Situasi ini jika tidak diantisipasi oleh pemerintah daerah, bisa terjadi krisis dalam pelayanan pendidikan dan kesehatan di papua. Pada hal dua bidang ini merupakan pelayanan primer yang sangat dibutuhkan oleh masyarakat yang 90 persen pekerjanya datang dari luar daerah. Mereka rawan karena dianggap musuh oleh OPM.
Oleh karena itu, pemerintah daerah harus mengambil langkah perlindungan keamanan, guna menjamin keamanan kepada guru dan tenaga kesehatan terutama di pedalaman Papua agar guru dan tenaga kesehatan bisa bekerja dengan aman dan tidak lagi jatuh korban-korban baru.
Baca juga : Sekolah Rakyat dan Sekolah Unggulan Garuda: Mimpi Baru atau Jurang Baru?
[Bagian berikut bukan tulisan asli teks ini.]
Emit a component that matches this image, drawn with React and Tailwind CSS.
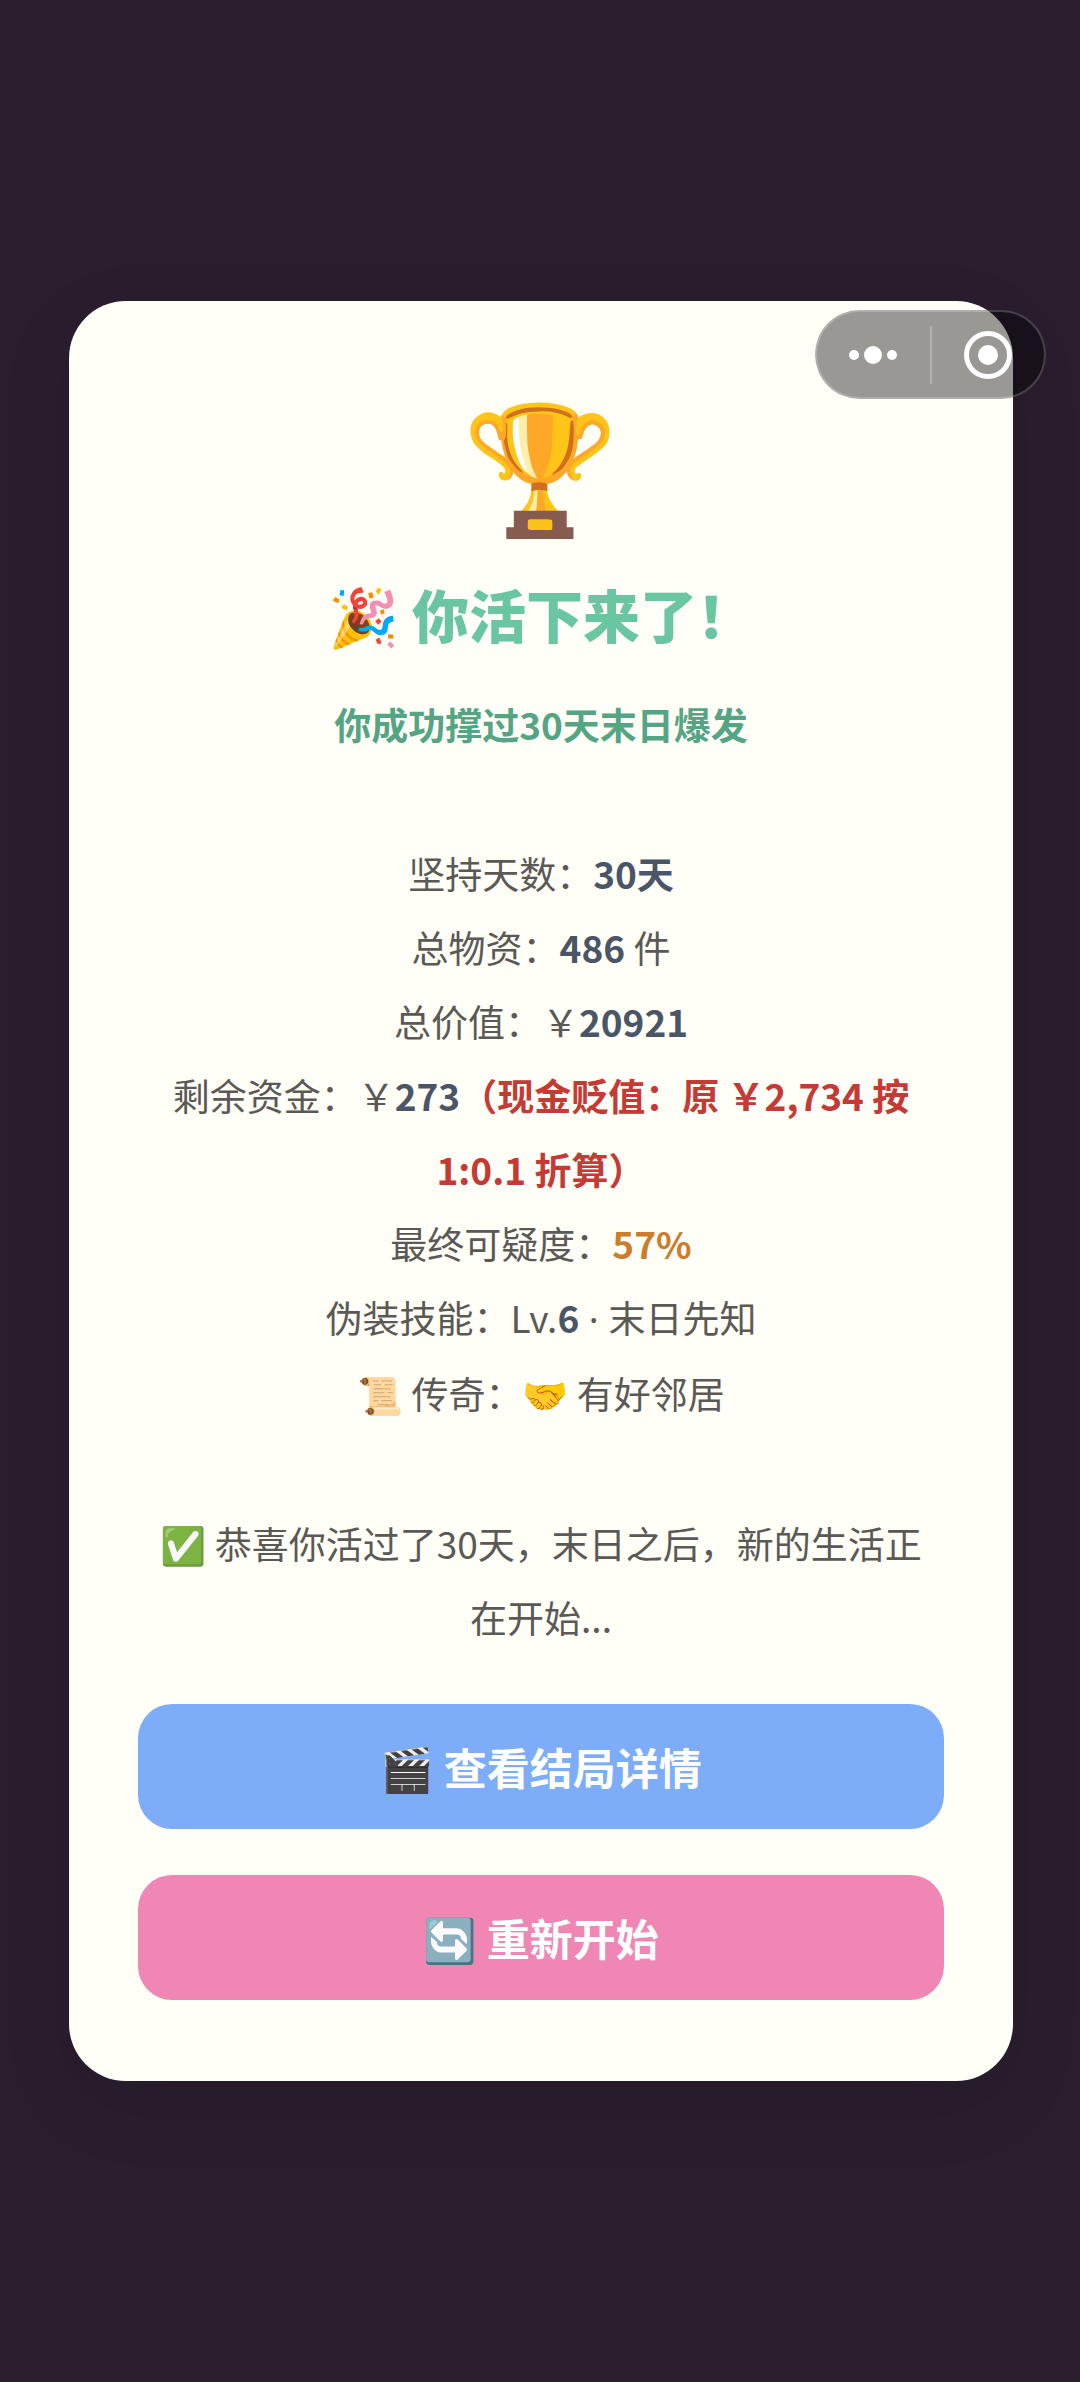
import React from 'react';

const stats = [
  { label: '坚持天数：', value: '30天' },
  { label: '总物资：', value: '486', suffix: ' 件' },
  { label: '总价值：￥', value: '20921' },
  { label: '剩余资金：￥', value: '273', warning: '（现金贬值：原 ￥2,734 按 1:0.1 折算）' },
  { label: '最终可疑度：', value: '57%', color: 'text-[#cb7d2c]' },
  { label: '伪装技能：Lv.', value: '6', title: '末日先知' },
  { label: '📜 传奇：🤝 有好邻居' },
];

const Capsule = () => (
  <div className="absolute top-[310px] right-[34px] flex h-[89px] w-[231px] items-center rounded-full border-2 border-white/20 bg-black/40">
    <button aria-label="更多" className="flex flex-1 items-center justify-center">
      <svg width="50" height="20" viewBox="0 0 50 20" fill="#fff">
        <circle cx="6" cy="10" r="5" />
        <circle cx="25" cy="10" r="9" />
        <circle cx="44" cy="10" r="5" />
      </svg>
    </button>
    <span className="h-[58px] w-[2px] bg-white/25" />
    <button aria-label="关闭" className="flex flex-1 items-center justify-center">
      <svg width="48" height="48" viewBox="0 0 48 48">
        <circle cx="24" cy="24" r="21.5" fill="none" stroke="#fff" strokeWidth="5" />
        <circle cx="24" cy="24" r="10" fill="#fff" />
      </svg>
    </button>
  </div>
);

const App = () => {
  return (
    <div className="relative flex min-h-screen items-center justify-center bg-[#2a1e2e] pr-[67px] pl-[69px] font-['Noto_Sans_CJK_SC','Noto_Color_Emoji',sans-serif]">
      <main className="w-full rounded-[57px] bg-[#fffef7] px-[69px] pt-[78px] pb-[81px] text-center shadow-[0_24px_72px_rgba(0,0,0,0.1)]">
        <div className="text-[126px] leading-[160px]">🏆</div>
        <h1 className="mt-[30px] text-[57px] leading-[88px] font-black text-[#6ac6a0]">🎉 你活下来了！</h1>
        <p className="mt-[30px] text-[37px] leading-[74px] font-bold text-[#54a583]">你成功撑过30天末日爆发</p>

        {/* Result summary */}
        <div className="mt-[75px] px-[14px] text-[37px] leading-[74px] text-[#5b5955]">
          {stats.map((item) => (
            <p key={item.label}>
              {item.label}
              {item.value && <strong className={item.color || 'text-[#4a5568]'}>{item.value}</strong>}
              {item.suffix}
              {item.title && (
                <>
                  <span className="font-['Noto_Sans']"> · </span>
                  {item.title}
                </>
              )}
              {item.warning && <strong className="text-[#c53a34]">{item.warning}</strong>}
            </p>
          ))}
          <p className="mt-[76px]">✅ 恭喜你活过了30天，末日之后，新的生活正在开始...</p>
        </div>

        <div className="mt-[50px] flex flex-col gap-[46px] text-[43px] font-bold text-white">
          <button className="h-[125px] rounded-[34px] bg-[#7dadf8]">🎬 查看结局详情</button>
          <button className="h-[125px] rounded-[34px] bg-[#ef86b3]">🔄 重新开始</button>
        </div>
      </main>
      <Capsule />
    </div>
  );
};

export default App;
Langkah tersebut tidak harus dengan pendekatan kekuatan militer tetapi melalui pendekatan budaya dengan melibatkan Pemerintah Daerah, Tokoh Masyarakat setempat, Tokoh Agama terutama gereja, dimotori oleh Yayasan-yayasan pengelola sekolah dan pusat kesehatan masyarakat.
Secara bersama-sama mendorong tumbuhnya komitmen untuk pelayanan pendidikan dan pelayanan kesehatan yang lebih baik. Di pihak lain, para pengelola sekolah perlu menunjukan sikap netral mereka dari kutub kutub yang bertikai. Bahwa mereka hanya bekerja untuk melayani kepentingan pendidikan anak dan kesehatan masyarakat.
Selain itu, aparat keamanan, didorong untuk bekerja lebih cepat dan antisipatif untuk mengatasi kerawanan keamanan yang muncul. Jika aparat bekerja lebih cepat dan antisipatif untuk serangan kedua di distrik Anggruk terjadi, tidak akan menimbulkan korban meninggal.
Seharusnya serangan kedua dapat diantisipasi aparat, karena serangan kedua terjadi lebih dari 6 jam setelah serangan pertama. Namun karena aparat tidak cepat dan tidak antisipatif maka kehadiran mereka bukan untuk melindungi guru, melainkan cuma untuk melakukan evakuasi. Itu memang tipikal aparat keamanan dan kepolisian kita, selalu terlambat.
Selain itu, yayasan-yayasan pengelola sekolah perlu melatih guru-guru dan petugas kesehatan dalam menghadapi situasi-situasi darurat seperti serangan kelompok bersenjata. Paling tidak mereka harus mengetahui kontak-kontak penting yang harus dihubungi ketika dalam keadaan darurat.